COS 47-8
Fuzzy mating behavior enhances species coexistence and delays extinction in diverse communities
Current theories about mechanisms promoting species co-existence in diverse communities assume that species only interact ecologically. Species are treated as discrete evolutionary entities, even though abundant empirical evidence indicates that patterns of gene flow such as selfing and hybridization frequently occur in plant and animal groups. Here, we allow mating behavior to respond to local species composition and abundance in a data-driven metacommunity model of species co-existence. While individuals primarily out-cross, they also maintain some small capacity for selfing and hybridization. Mating choice is treated as a 'fuzzy' behavior, determined by an interaction between intrinsic properties affecting mate choice and extrinsic properties of the local community, primarily the density and availability of sympatric inter-fertile species.
Results/Conclusions
When mate choice is strongly limited, even low survivorship of selfed offspring (<10%) can prevent extinction of rare species. With increasing mate choice, low hybridization success rates (~20%) maintain community level diversity for substantially longer periods of time. Given the low species densities and high diversity of tropical tree communities, the evolutionary costs of competition among sympatric congeneric species are negligible because direct competition is infrequent.
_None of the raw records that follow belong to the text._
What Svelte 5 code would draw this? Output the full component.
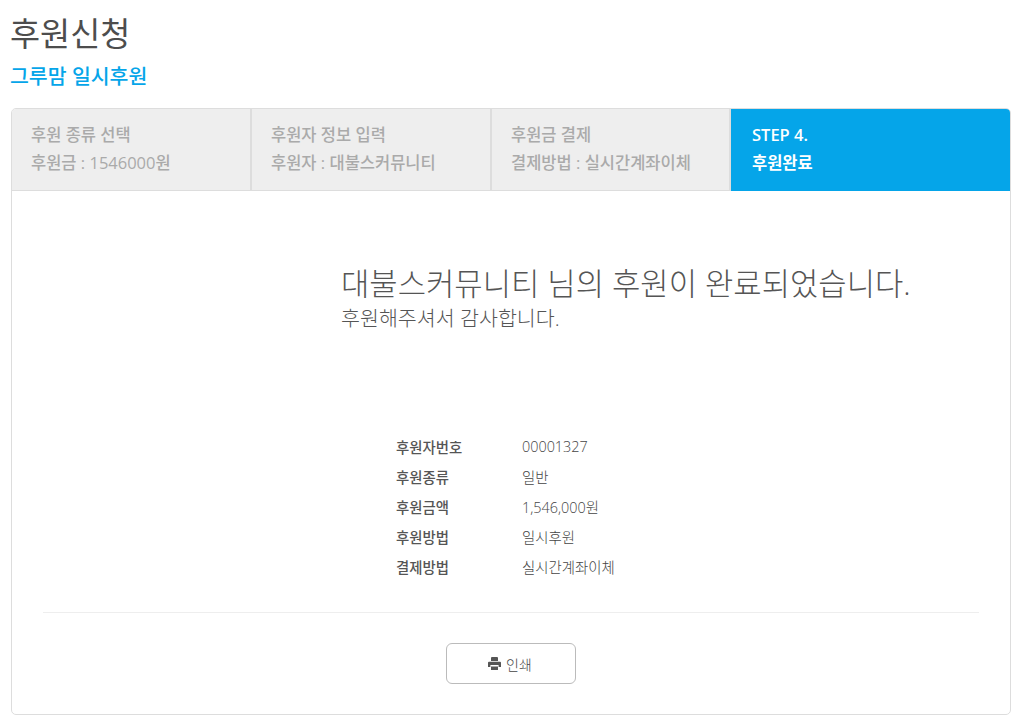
<script>
  const steps = [
    { title: '후원 종류 선택', sub: '후원금 : 1546000원' },
    { title: '후원자 정보 입력', sub: '후원자 : 대불스커뮤니티' },
    { title: '후원금 결제', sub: '결제방법 : 실시간계좌이체' },
    { title: 'STEP 4.', sub: '후원완료', active: true }
  ]

  const details = [
    ['후원자번호', '00001327'],
    ['후원종류', '일반'],
    ['후원금액', '1,546,000원'],
    ['후원방법', '일시후원'],
    ['결제방법', '실시간계좌이체']
  ]
</script>

<div class="page">
  <h1>후원신청</h1>
  <h2>그루맘 일시후원</h2>

  <div class="card">
    <ol class="steps">
      {#each steps as step}
        <li class:active={step.active}>
          <span>{step.title}</span>
          <span>{step.sub}</span>
        </li>
      {/each}
    </ol>

    <div class="message">
      <p class="big">대불스커뮤니티 님의 후원이 완료되었습니다.</p>
      <p class="thanks">후원해주셔서 감사합니다.</p>
    </div>

    <dl class="details">
      {#each details as [label, value]}
        <div class="row">
          <dt>{label}</dt>
          <dd>{value}</dd>
        </div>
      {/each}
    </dl>

    <div class="actions">
      <button type="button">
        <svg width="13" height="13" viewBox="0 0 13 13" aria-hidden="true">
          <path fill="#555" d="M3 1a1 1 0 0 1 1-1h5a1 1 0 0 1 1 1v3H3zM1 4.8h11a1 1 0 0 1 1 1V10h-2.4V8H2.4v2H0V5.8a1 1 0 0 1 1-1zM3 9.6h7V13H3z"/>
        </svg>
        인쇄
      </button>
    </div>
  </div>
</div>

<style>
  :global(body) {
    margin: 0;
    background: #fff;
    font-family: "Open Sans", "Noto Sans CJK KR", sans-serif;
    color: #555;
  }

  .page {
    padding: 0 9px 0 11px;
  }

  h1 {
    margin: 0 0 0 -1px;
    padding-top: 13px;
    font-size: 32.7px;
    line-height: 42px;
    font-weight: 400;
    color: #4d4d4d;
  }

  h2 {
    margin: 0 0 0 -1px;
    padding-top: 7px;
    font-size: 20.5px;
    line-height: 28px;
    font-weight: 500;
    color: #05a5e9;
  }

  .card {
    margin-top: 18px;
    height: 607px;
    box-sizing: border-box;
    border: 1px solid #ddd;
    border-radius: 5px;
    overflow: hidden;
  }

  .steps {
    display: grid;
    grid-template-columns: 241px 240px 239px 1fr;
    margin: -1px -1px 0;
    padding: 0;
    list-style: none;
    height: 83px;
  }

  .steps li {
    display: flex;
    flex-direction: column;
    gap: 4px;
    padding: 14px 0 0 19px;
    background: #eee;
    border: 1px solid #ddd;
    border-width: 1px 2px 1px 0;
    font-size: 16.5px;
    font-weight: 500;
    line-height: 24px;
    color: #aaa;
  }

  .steps li:first-child {
    border-left-width: 1px;
    padding-left: 19px;
  }

  .steps li.active {
    background: #05a5e9;
    border: 0;
    padding: 15px 0 0 21px;
    font-weight: 600;
    color: #fff;
  }

  .message {
    margin: 72px 0 0 329px;
  }

  .message p {
    margin: 0;
    font-weight: 300;
    white-space: nowrap;
  }

  .big {
    font-size: 30.8px;
    line-height: 40px;
  }

  .thanks {
    font-size: 20.6px;
    line-height: 30px;
  }

  .details {
    margin: 98px 0 0 384px;
  }

  .row {
    display: flex;
    height: 30px;
    align-items: center;
    font-size: 14.4px;
  }

  dt {
    width: 126px;
    font-weight: 500;
  }

  dd {
    margin: 0;
    font-weight: 300;
    color: #444;
  }

  .actions {
    margin: 31px 31px 0;
    padding-top: 30px;
    border-top: 1px solid #eee;
    display: flex;
    justify-content: center;
  }

  button {
    display: flex;
    align-items: center;
    justify-content: center;
    gap: 5px;
    width: 130px;
    height: 41px;
    padding: 0 2px 0 0;
    background: #fff;
    border: 1px solid #bbb;
    border-radius: 6px;
    font: inherit;
    font-size: 14px;
    font-weight: 300;
    color: #444;
  }
</style>
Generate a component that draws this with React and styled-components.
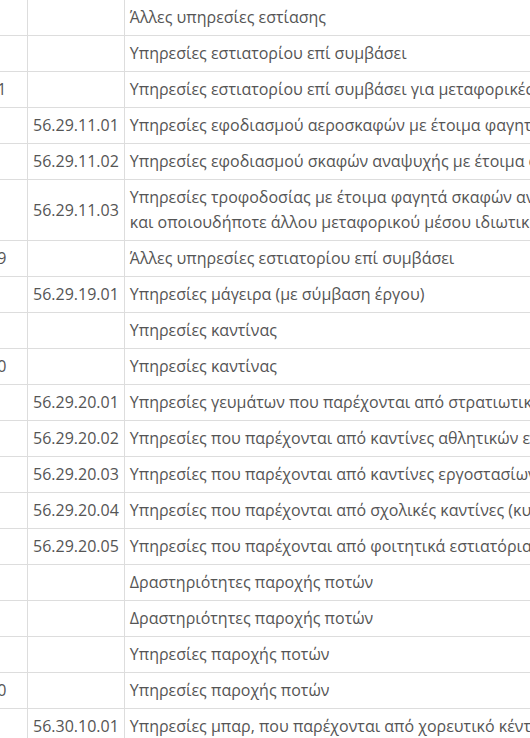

In diverse communities, many species are chronically rare and thus vulnerable to stochastic extinction, which occurs rapidly if species are completely reproductively isolated. By incorporating fuzzy mating behavior into models of species co-existence, a more realistic understanding of the extinction process can be developed. Fuzzy mating strategies, potentially an important mechanism for rare species to escape extinction and gain local adaptations, should be incorporated into forest management strategies.